Islam was first introduced to Southeast Asia in 12th century and eventually become the most widely practiced religion in this region. For Malay Peninsula in particular, there was a powerful and influential kingdom, Malacca Sultanate, embracing and spreading Islam in 15th century. Since then, most Malays became Muslim and Islam consequently profoundly influenced their culture, which remained unchanged during the colonial governance of Portuguese, Dutch, and British despite the dissolution of Malacca Sultanate in 16th century. The most important legacy of British governance for Malay Peninsula between the late 19th century and mid-20th century is that of demographic change; in order to exploit natural resources for British economic interest, Chinese and Indian labours were recruited to this area in large scales. Facing these labours with completely different language, custom, culture, and religion, Islam turned out to be a crucial ethnic identifier.
After gaining independence from the British in 1957, the most critical problem confronting the state is that of nation-building, which is even more problematic than other post-colonial states considering the deeply-divided nature of different ethnic groups in Malaya (and Malaysia after 1963).
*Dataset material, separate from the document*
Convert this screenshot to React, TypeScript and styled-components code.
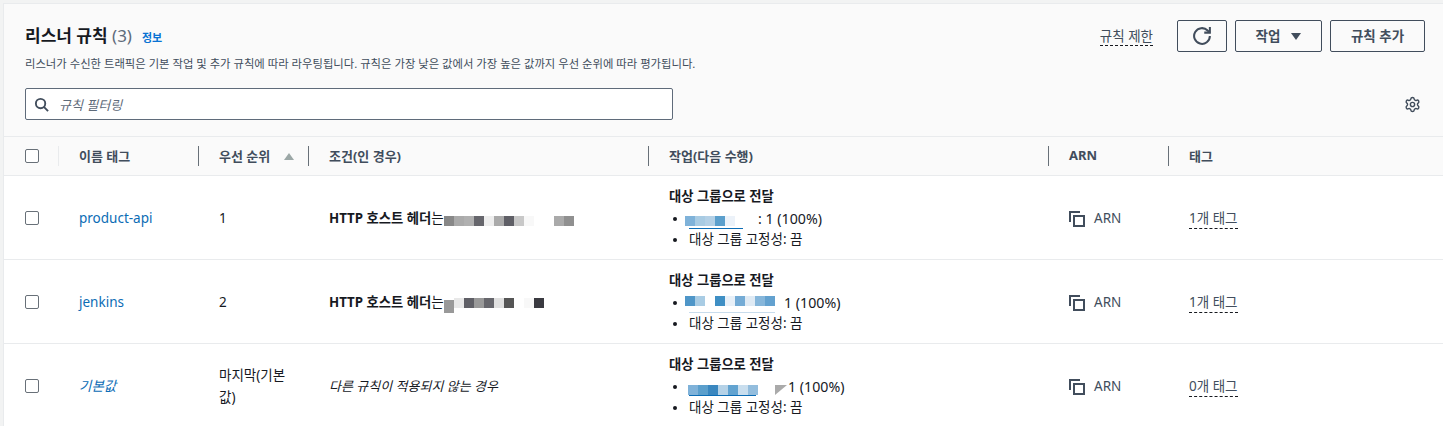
import React, { FC } from 'react';
import styled, { createGlobalStyle } from 'styled-components';
import { Settings } from 'lucide-react';

const GlobalStyle = createGlobalStyle`
    html, body {
        margin: 0;
        height: 426px;
        overflow: hidden;
        background: #f2f3f3;
    }
    body {
        font-family: "Noto Sans", "Noto Sans CJK KR", sans-serif;
        color: #16191f;
    }
`

const COLUMNS = '54px 140px 110px 340px 400px 120px 1fr';

const Page = styled.div`
    padding: 3px 0 0 3px;
`

const Panel = styled.main`
    background: #fff;
    border: 1px solid #e9ebed;
    border-width: 1px 0 0 1px;
    height: 423px;
    overflow: hidden;
`

const Header = styled.header`
    background: #fafafa;
    height: 133px;
    box-sizing: border-box;
    padding: 16px 18px 0 21px;
    border-bottom: 1px solid #e9ebed;
`

const TopRow = styled.div`
    display: flex;
    justify-content: space-between;
    align-items: flex-start;
    height: 68px;
`

const TitleLine = styled.div`
    display: flex;
    align-items: baseline;
    gap: 10px;
    height: 30px;
    line-height: 30px;
    padding-top: 1px;
`

const Title = styled.h1`
    margin: 0;
    font-size: 17px;
    font-weight: 700;
    color: #16191f;
`

const Count = styled.span`
    font-weight: 400;
    color: #5f6b7a;
`

const InfoLink = styled.a`
    font-size: 11px;
    font-weight: 700;
    color: #0972d3;
`

const Description = styled.p`
    margin: 5px 0 0;
    font-size: 11.35px;
    line-height: 16px;
    color: #414d5c;
`

const Actions = styled.div`
    display: flex;
    align-items: center;
    gap: 8px;
`

const LimitLink = styled.span`
    font-size: 13.5px;
    line-height: 18px;
    color: #414d5c;
    border-bottom: 1px dashed #16191f;
    margin-right: 16px;
`

const Button = styled.button<{ $width: number; $icon?: boolean }>`
    display: flex;
    align-items: center;
    justify-content: center;
    gap: 11px;
    width: ${p => p.$width}px;
    height: 32px;
    padding: 0 0 ${p => (p.$icon ? 0 : 2)}px;
    background: transparent;
    border: 1px solid #414d5c;
    border-radius: 2px;
    color: #414d5c;
    font: 700 13.5px "Noto Sans", "Noto Sans CJK KR", sans-serif;
`

const Caret = styled.span`
    width: 0;
    height: 0;
    margin-top: 2px;
    border-left: 5px solid transparent;
    border-right: 5px solid transparent;
    border-top: 7px solid #414d5c;
`

const FilterRow = styled.div`
    display: flex;
    justify-content: space-between;
    align-items: center;
    padding-right: 4px;
`

const SearchBox = styled.div`
    display: flex;
    align-items: center;
    gap: 10px;
    width: 648px;
    height: 32px;
    box-sizing: border-box;
    padding-left: 8px;
    background: #fff;
    border: 1px solid #5f6b7a;
    border-radius: 2px;
`

const Placeholder = styled.span`
    font-size: 13px;
    font-style: italic;
    color: #5f6b7a;
`

const Row = styled.div`
    display: grid;
    grid-template-columns: ${COLUMNS};
    height: 84px;
    align-items: center;
    border-bottom: 1px solid #e9ebed;
    box-sizing: border-box;
`

const HeadRow = styled(Row)`
    height: 39px;
    background: #fafafa;
`

const HeadCell = styled.div<{ $faint?: boolean }>`
    display: flex;
    align-items: center;
    gap: 14px;
    height: 20px;
    box-sizing: border-box;
    padding: 0 0 2px 20px;
    font-size: 13px;
    font-weight: 700;
    color: #414d5c;
    border-left: 1px solid ${p => (p.$faint ? '#e9ebed' : '#687078')};
`

const SortIcon = styled.span`
    width: 0;
    height: 0;
    margin-top: 2px;
    border-left: 5px solid transparent;
    border-right: 5px solid transparent;
    border-bottom: 7px solid #9ba7a6;
`

const CheckCell = styled.div`
    padding-left: 21px;
    display: flex;
    align-items: center;
`

const Checkbox = styled.span`
    display: block;
    width: 14px;
    height: 14px;
    box-sizing: border-box;
    background: #fff;
    border: 1px solid #687078;
    border-radius: 2px;
`

const Cell = styled.div`
    padding: 2px 20px 0 21px;
    font-size: 13.5px;
    line-height: 21px;
    color: #16191f;
`

const GroupCell = styled(Cell)`
    padding-top: 1px;
`

const WrappedCell = styled(Cell)`
    padding-top: 0;
    line-height: 22px;
`

const NameLink = styled.a<{ $italic?: boolean }>`
    color: #0b6cb5;
    font-style: ${p => (p.$italic ? 'italic' : 'normal')};
`

const Bold = styled.strong`
    font-size: 13.3px;
    font-weight: 700;
`

const GroupTitle = styled(Bold)`
    display: block;
    margin-bottom: 1px;
`

const Italic = styled.span`
    font-size: 13px;
    font-style: italic;
`

const HostLine = styled.div`
    display: flex;
    align-items: center;
    white-space: nowrap;
`

const Mosaic = styled.span<{ $dy: number }>`
    display: inline-flex;
    align-items: flex-start;
    height: 10px;
    transform: translateY(${p => p.$dy}px);
`

const Tile = styled.i<{ $color: string; $tall?: boolean }>`
    display: block;
    flex: none;
    width: 10px;
    height: ${p => (p.$tall ? 13 : 10)}px;
    margin-top: ${p => (p.$tall ? 2 : 0)}px;
    background: ${p => p.$color};
`

const BulletList = styled.ul`
    margin: 0;
    padding: 0;
    list-style: none;
`

const Bullet = styled.li`
    display: flex;
    align-items: center;
    height: 21px;
    padding-left: 4px;
    white-space: pre;
    &::before {
        content: '';
        width: 4px;
        height: 4px;
        margin-right: 12px;
        border-radius: 50%;
        background: #16191f;
        flex: none;
    }
`

const Share = styled.span`
    font-size: 14.2px;
`

const TargetLink = styled.span<{ $lineWidth: number; $lineTop: number; $lineColor: string; $gap: number; $shift: number; $dy: number }>`
    position: relative;
    display: inline-flex;
    margin: 0 ${p => p.$gap}px 0 ${p => p.$shift}px;
    transform: translateY(${p => p.$dy}px);
    &::after {
        content: '';
        position: absolute;
        left: ${p => -p.$shift}px;
        top: ${p => p.$lineTop}px;
        width: ${p => p.$lineWidth}px;
        height: 1px;
        background: ${p => p.$lineColor};
    }
`

const Wedge = styled.span`
    width: 0;
    height: 0;
    margin-right: 1px;
    transform: translateY(3px);
    border-top: 10px solid #aaa;
    border-right: 12px solid transparent;
`

const ArnCell = styled(Cell)`
    display: flex;
    align-items: center;
    gap: 9px;
    color: #414d5c;
`

const TagText = styled.span`
    color: #414d5c;
    padding-bottom: 1px;
    border-bottom: 1px dashed #16191f;
`

const SearchIcon: FC = () => (
    <svg width="15" height="15" viewBox="0 0 16 16" fill="none" stroke="#414d5c" strokeWidth="2">
        <circle cx="7" cy="7" r="5" />
        <path d="m15 15-4.5-4.5" />
    </svg>
)

const RefreshIcon: FC = () => (
    <svg width="18" height="18" viewBox="0 0 16 16" fill="none" stroke="#414d5c" strokeWidth="1.8">
        <path d="M10 5h5V0" />
        <path d="M15 8a7 7 0 1 1-2-4.9L15 5" />
    </svg>
)

const CopyIcon: FC = () => (
    <svg width="16" height="16" viewBox="0 0 16 16" fill="none" stroke="#414d5c" strokeWidth="2">
        <path d="M1 11V1h10" />
        <rect x="5" y="5" width="10" height="10" />
    </svg>
)

const tiles = (colors: string[], dy: number, tallFirst?: boolean) => (
    <Mosaic $dy={dy}>
        {colors.map((c, i) => <Tile key={i} $color={c} $tall={tallFirst && i === 0} />)}
    </Mosaic>
)

const rules = [
    {
        name: 'product-api',
        priority: '1',
        hosts: ['#888', '#aaa', '#b0b0b0', '#66666c', '#eee', '#aaa', '#5f5f66', '#c8c8c8', '#f8f8f8', '#fff', '#fff', '#aaa', '#909090'],
        hostDy: 2,
        target: ['#7fb2d9', '#a8cbe3', '#b3d0e6', '#5b9fcc', '#ecf2f9'],
        targetDy: 2,
        lineWidth: 54,
        lineTop: 12,
        lineColor: '#0b6cb5',
        gap: 23,
        share: ': 1 (100%)',
        tags: '1개 태그',
    },
    {
        name: 'jenkins',
        priority: '2',
        hosts: ['#999', '#e8e8e8', '#5f5f66', '#999', '#66666c', '#e0e0e0', '#555', '#fff', '#f8f8f8', '#3a3a40'],
        hostDy: 0,
        target: ['#4f96c8', '#a9cce4', '#fff', '#3f8fc4', '#e8f0f8', '#74abd5', '#dfeaf4', '#86b6da', '#63a1cf'],
        targetDy: -2,
        lineWidth: 86,
        lineTop: 16,
        lineColor: '#c8dcec',
        gap: 9,
        share: '1 (100%)',
        tags: '1개 태그',
    },
]

const App: FC = () => (
    <Page>
        <GlobalStyle />
        <Panel>
            <Header>
                <TopRow>
                    <div>
                        <TitleLine>
                            <Title>리스너 규칙 <Count>(3)</Count></Title>
                            <InfoLink>정보</InfoLink>
                        </TitleLine>
                        <Description>리스너가 수신한 트래픽은 기본 작업 및 추가 규칙에 따라 라우팅됩니다. 규칙은 가장 낮은 값에서 가장 높은 값까지 우선 순위에 따라 평가됩니다.</Description>
                    </div>
                    <Actions>
                        <LimitLink>규칙 제한</LimitLink>
                        <Button $width={50} $icon><RefreshIcon /></Button>
                        <Button $width={87}>작업 <Caret /></Button>
                        <Button $width={95}>규칙 추가</Button>
                    </Actions>
                </TopRow>
                <FilterRow>
                    <SearchBox>
                        <SearchIcon />
                        <Placeholder>규칙 필터링</Placeholder>
                    </SearchBox>
                    <Settings size={17} color="#414d5c" strokeWidth={2} />
                </FilterRow>
            </Header>

            <HeadRow>
                <CheckCell><Checkbox /></CheckCell>
                <HeadCell $faint>이름 태그</HeadCell>
                <HeadCell>우선 순위 <SortIcon /></HeadCell>
                <HeadCell>조건(인 경우)</HeadCell>
                <HeadCell>작업(다음 수행)</HeadCell>
                <HeadCell>ARN</HeadCell>
                <HeadCell>태그</HeadCell>
            </HeadRow>

            {rules.map((rule, i) => (
                <Row key={rule.name}>
                    <CheckCell><Checkbox /></CheckCell>
                    <Cell><NameLink>{rule.name}</NameLink></Cell>
                    <Cell>{rule.priority}</Cell>
                    <Cell>
                        <HostLine>
                            <Bold>HTTP 호스트 헤더</Bold>는{tiles(rule.hosts, rule.hostDy, i === 1)}
                        </HostLine>
                    </Cell>
                    <GroupCell>
                        <GroupTitle>대상 그룹으로 전달</GroupTitle>
                        <BulletList>
                            <Bullet>
                                <TargetLink
                                    $lineWidth={rule.lineWidth}
                                    $lineTop={rule.lineTop}
                                    $lineColor={rule.lineColor}
                                    $shift={-4}
                                    $gap={rule.gap}
                                    $dy={rule.targetDy}
                                >
                                    {tiles(rule.target, 0)}
                                </TargetLink>
                                <Share>{rule.share}</Share>
                            </Bullet>
                            <Bullet>대상 그룹 고정성: 끔</Bullet>
                        </BulletList>
                    </GroupCell>
                    <ArnCell><CopyIcon />ARN</ArnCell>
                    <Cell><TagText>{rule.tags}</TagText></Cell>
                </Row>
            ))}

            <Row>
                <CheckCell><Checkbox /></CheckCell>
                <Cell><NameLink $italic>기본값</NameLink></Cell>
                <WrappedCell>마지막(기본값)</WrappedCell>
                <Cell><Italic>다른 규칙이 적용되지 않는 경우</Italic></Cell>
                <GroupCell>
                    <GroupTitle>대상 그룹으로 전달</GroupTitle>
                    <BulletList>
                        <Bullet>
                            <TargetLink $lineWidth={67} $lineTop={10} $lineColor="#0b6cb5" $shift={-1} $gap={17} $dy={3}>
                                {tiles(['#7fb2d9', '#5b9fcc', '#3a87bf', '#b5d2e7', '#62a3d0', '#c9deee', '#93bddd'], 0)}
                            </TargetLink>
                            <Wedge />
                            <Share>1 (100%)</Share>
                        </Bullet>
                        <Bullet>대상 그룹 고정성: 끔</Bullet>
                    </BulletList>
                </GroupCell>
                <ArnCell><CopyIcon />ARN</ArnCell>
                <Cell><TagText>0개 태그</TagText></Cell>
            </Row>
        </Panel>
    </Page>
)

export default App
As Malays considered themselves as “son of the soil”, they believed that nation-building should naturally be predicated upon Malay culture. In this process, religion was not that relevant in Malaysia’s political arena as language assimilation and integration of separated education systems are much more important from state’s viewpoint. Since the dominant party of ruling coalition, United Malays National Organisation (UMNO), is a secular nationalist party, Islamization was not in their agenda at first; their core principles remained unchanged even until now, i.e. protection of Malay interests and national modernization.
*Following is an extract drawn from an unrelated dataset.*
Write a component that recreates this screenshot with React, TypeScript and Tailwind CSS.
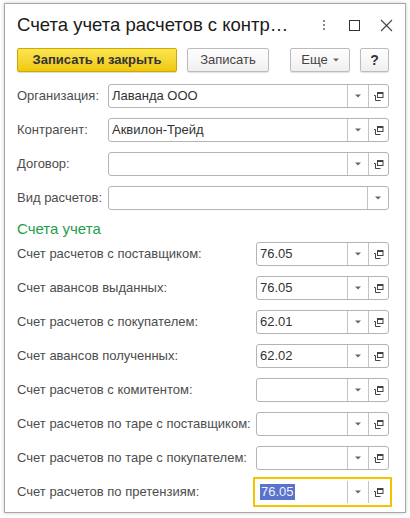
import React from "react"

const font = { fontFamily: '"Liberation Sans", Arial, sans-serif' }

function DropArrow() {
  return (
    <svg width="6" height="4" viewBox="0 0 6 4">
      <path d="M0 0.5h6L3 3.5z" fill="#666" />
    </svg>
  )
}

function OpenIcon() {
  return (
    <svg width="11" height="11" viewBox="0 0 11 11" fill="none" stroke="#444" strokeWidth="1">
      <rect x="4.5" y="1.5" width="5.5" height="5" />
      <path d="M4.5 2h5.5" strokeWidth="2" />
      <path d="M2.5 4.5v5h5" />
      <path d="M1 4.5h1.5" />
    </svg>
  )
}

interface FieldProps {
  value?: string
  open?: boolean
  focused?: boolean
  className?: string
}

function Field({ value = "", open = true, focused = false, className = "" }: FieldProps) {
  return (
    <div
      className={`flex h-6 items-stretch border bg-white ${
        focused
          ? "rounded-none border-white outline-2 outline-offset-1 outline-[#f5c400]"
          : "rounded-[3px] border-[#b4b4b4]"
      } ${className}`}
    >
      <div className="flex min-w-0 flex-1 items-center pl-[3px] text-[13px] text-[#333]">
        {focused ? (
          <span className="bg-[#5a72c9] px-[1px] leading-[16px] text-[#eef2ff]">{value}</span>
        ) : (
          value
        )}
      </div>
      <div className="flex w-[21px] items-center justify-center border-l border-[#c4c4c4]">
        <DropArrow />
      </div>
      {open && (
        <div className="flex w-[20px] items-center justify-center border-l border-[#c4c4c4]">
          <OpenIcon />
        </div>
      )}
    </div>
  )
}

const mainRows = [
  { label: "Организация:", value: "Лаванда ООО", open: true },
  { label: "Контрагент:", value: "Аквилон-Трейд", open: true },
  { label: "Договор:", value: "", open: true },
  { label: "Вид расчетов:", value: "", open: false },
]

const accountRows = [
  { label: "Счет расчетов с поставщиком:", value: "76.05" },
  { label: "Счет авансов выданных:", value: "76.05" },
  { label: "Счет расчетов с покупателем:", value: "62.01" },
  { label: "Счет авансов полученных:", value: "62.02" },
  { label: "Счет расчетов с комитентом:", value: "" },
  { label: "Счет расчетов по таре с поставщиком:", value: "" },
  { label: "Счет расчетов по таре с покупателем:", value: "" },
  { label: "Счет расчетов по претензиям:", value: "76.05", focused: true },
]

export default function App() {
  return (
    <div className="h-[518px] w-[410px] overflow-hidden bg-white pl-[4px] pt-[3px]" style={font}>
      <div className="flex h-[510px] w-[402px] flex-col border border-[#a8a8a8] bg-white pl-[12px] pr-[16px] shadow-[0_0_4px_rgba(0,0,0,0.2)]">
        {/* title bar */}
        <div className="flex h-[42px] shrink-0 items-center">
          <div className="flex-1 text-[18.5px] text-[#1a1a1a]">Счета учета расчетов с контр…</div>
          <div className="flex items-center">
            <span className="mr-[24px] flex flex-col gap-[2px]">
              <i className="block h-[2px] w-[2px] bg-[#888]" />
              <i className="block h-[2px] w-[2px] bg-[#888]" />
              <i className="block h-[2px] w-[2px] bg-[#888]" />
            </span>
            <span className="mr-[20px] block h-[11px] w-[11px] border border-[#333]" />
            <svg width="13" height="13" viewBox="0 0 13 13" className="mr-[-4px]">
              <path d="M1 1l11 11M12 1L1 12" stroke="#444" strokeWidth="1.1" />
            </svg>
          </div>
        </div>

        {/* command bar */}
        <div className="mt-[2px] flex h-6 shrink-0 items-stretch text-[13px]">
          <button className="w-[160px] rounded-[2px] border border-[#cfa900] bg-gradient-to-b from-[#fbe54f] to-[#f0c800] font-bold text-[#333] shadow-[0_1px_1px_rgba(0,0,0,0.15)]">
            Записать и закрыть
          </button>
          <button className="ml-[10px] w-[82px] rounded-[2px] border border-[#bcbcbc] bg-gradient-to-b from-white to-[#efefef] text-[#444] shadow-[0_1px_1px_rgba(0,0,0,0.12)]">
            Записать
          </button>
          <div className="flex-1" />
          <button className="flex w-[60px] items-center justify-center gap-[5px] rounded-[2px] border border-[#bcbcbc] bg-gradient-to-b from-white to-[#efefef] text-[#444] shadow-[0_1px_1px_rgba(0,0,0,0.12)]">
            Еще
            <DropArrow />
          </button>
          <button className="ml-[10px] w-[29px] rounded-[2px] border border-[#bcbcbc] bg-gradient-to-b from-white to-[#efefef] text-[14px] font-bold text-[#333] shadow-[0_1px_1px_rgba(0,0,0,0.12)]">
            ?
          </button>
        </div>

        {/* header fields */}
        <div className="mt-[12px] flex flex-col gap-[10px]">
          {mainRows.map((r) => (
            <div key={r.label} className="flex items-center">
              <div className="w-[91px] shrink-0 text-[13px] text-[#4d4d4d]">{r.label}</div>
              <Field value={r.value} open={r.open} className="flex-1" />
            </div>
          ))}
        </div>

        <div className="mt-[9px] h-5 text-[15px] leading-5 text-[#1f9e4c]">Счета учета</div>

        {/* accounts */}
        <div className="mt-[3px] flex flex-col gap-[10px]">
          {accountRows.map((r) => (
            <div key={r.label} className="flex items-center">
              <div className="w-[239px] shrink-0 whitespace-nowrap text-[13px] text-[#4d4d4d]">{r.label}</div>
              <Field value={r.value} focused={r.focused} className="flex-1" />
            </div>
          ))}
        </div>
      </div>
    </div>
  )
}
The programme of Islamization initiated by UMNO from 1980s onwards is considered as a response to accommodate Islamic Revivalism in Malay society, which is increasingly influential especially after Iranian Revolution in 1979. There were widespread scepticism among the youth towards secularization and westernization; some Islamic organisations (e.g. Angkatan Belia Islam Malaysia (ABIM) or the Muslim Youth Movement of Malaysia) even chastised Malaysia’s modernization as “Un-Islamic”. Such transformation within Malay society gave rise to UMNO’s political opponent, Pan-Malaysian Islamic party (Parti Islam Se-Malaysia, commonly known as PAS); its aim to establish an Islamist State was rather appealing in a certain section of Malay society. It was especially shocking for UMNO after PAS’s winning control over Kelantan’s state in 1990’s general election. From then on, in order to win over Malay’s vote, UMNO fall into a trap for competing with PAS over which party is more Islamic.
During this “Islamization Race”, Malaysia’s national culture witnesses a silent yet significant transformation, in which the emphasis of “Malayness” has been shifted from Malay culture to Islam: 1) in private sphere, “un-Islamic” behaviours of Muslim are more strictly controlled. For examples, Muslim couples who show intimacy in public place could be arrested by Department of Islamic Development; Muslim females are not encouraged to show up in public without wearing headscarves though it was rather common before 1980s. More significantly, some “un-Islamic” Malay tradition, e.g. sprinkling ‘beras kunyit’ (yellow rice) and burning ‘kemenyan’ (incense) are also discouraged by the authority; 2) in institutional level, Islamic organisations, e.g. mosques, Islamic bank, religious schools, are largely expanded during this period. The typical example of this development is the establishment of International Islamic University of Islam and more international students were sent to Middle East for studying Islam.
As far as the rhetoric of national-building is concerned, Islam has also occupied the centre role. Since 2003, the latest edition of Malaysia history textbooks witnesses the dramatic increase in the proportion of Islamic history yet the pre-Islamic Malaya history and the contribution of other ethnicities towards the nation is largely ignored. Under such narrative, Malaysia’s history can be traced back to the Middle East, the birthplace of Islam, and Malacca Sultanate is its great civilizational extension and the root of Malaysia. In other words, Malaysia is no longer a post-colonial multi-ethnic “imagined community” shaped by British government; it is instead a part of the wider Muslim world.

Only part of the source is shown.